This quiz focuses on Connecting A Function And Its Derivatives, giving you a quick way to practice the rules, question types, and explanations that matter most for AP Calculus AB.
Try each quiz question before looking at the correct answer. Use the explanations to review missed ideas, then come back to similar questions until the pattern feels familiar.
On (−2,4), f′(x)>0 for x<1, f′(1)=0, f′(x)<0 for x>1; also f′′(x)<0 throughout. Which graph could be f?
Explanation: This question requires connecting the signs of f′ and f″ to the behavior of f. Given f′(x)>0 for x<1, f′(1)=0, and f′(x)<0 for x>1, the function f increases on (-2,1) then decreases on (1,4). Since f″(x)<0 throughout, f is concave down on (-2,4).
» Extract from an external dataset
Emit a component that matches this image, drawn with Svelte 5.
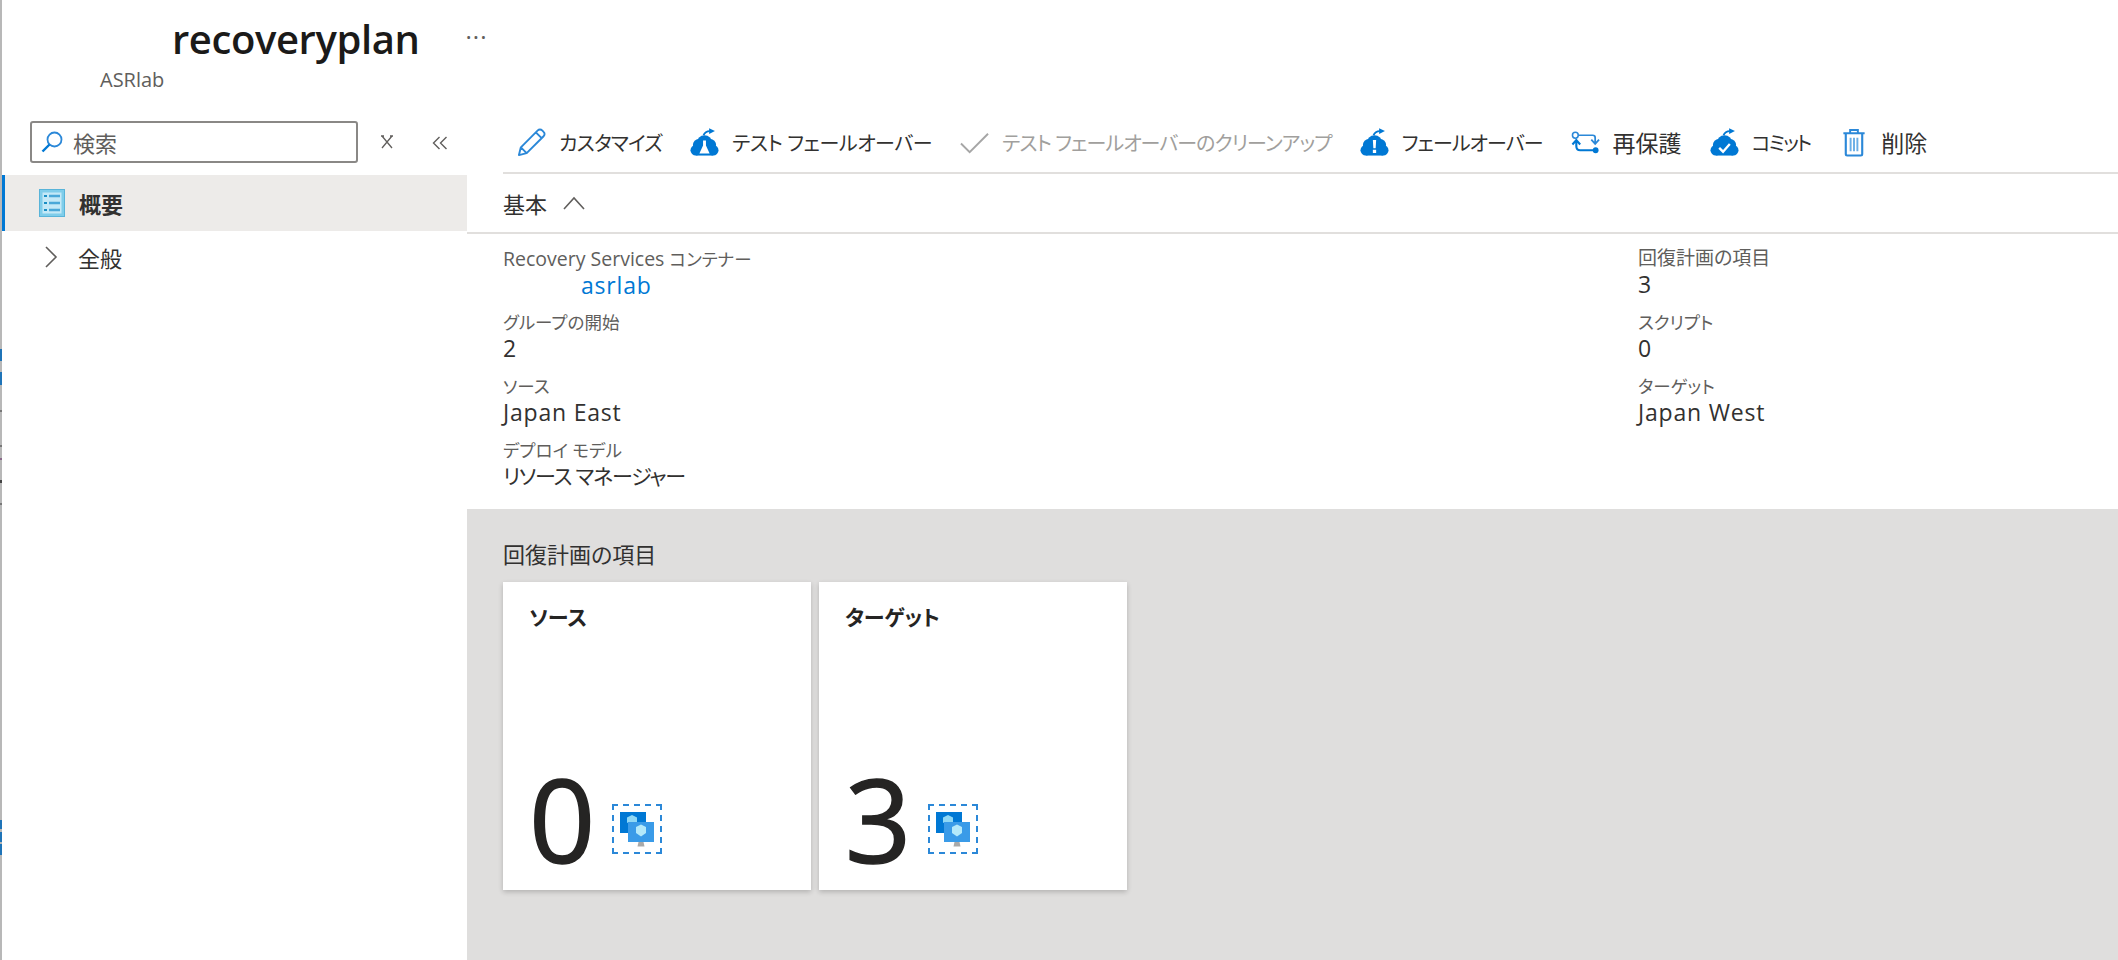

A tempting distractor might be choice B, which correctly identifies the increasing/decreasing behavior but incorrectly claims f is concave up when f″<0 indicates concave down. The key strategy is to match the sign of f′ to monotonicity (positive = increasing, negative = decreasing) and the sign of f″ to concavity (negative = concave down).
A function has f′(x)=0 at x=2 and f′′(2)<0. Which statement is supported by the second derivative test?
Explanation: This question applies the second derivative test to interpret the nature of a critical point. Given f′(x)=0 at x=2 (critical point) and f″(2)<0, the second derivative test confirms that f has a local maximum at x=2 since the second derivative is negative at the critical point. Choice B might be tempting as it incorrectly applies the second derivative test, but f″<0 at a critical point always indicates a local maximum. The reliable strategy for these problems is to remember the second derivative test: if f′(c)=0 and f″(c)<0, then f has a local maximum at x=c.
On (−3,3), f′(x)=0 at x=−1 and x=2; f′>0 on (−3,−1), f′<0 on (−1,2), f′>0 on (2,3). If f′′>0 on (−3,0) and f′′<0 on (0,3), which is possible?
Explanation: This problem requires interpreting the signs of f′ and f″ to identify critical points and inflection points. The given information shows f′ changes from positive to negative at x=-1 (local maximum), then from negative to positive at x=2 (local minimum). Since f″>0 on (-3,0) and f″<0 on (0,3), there's an inflection point at x=0 where concavity changes from up to down. Choice B might seem appealing but reverses the types of extrema at x=-1 and x=2. The reliable strategy is to identify where f′ changes sign for extrema, determine the type using the first derivative test, and find inflection points where f″ changes sign.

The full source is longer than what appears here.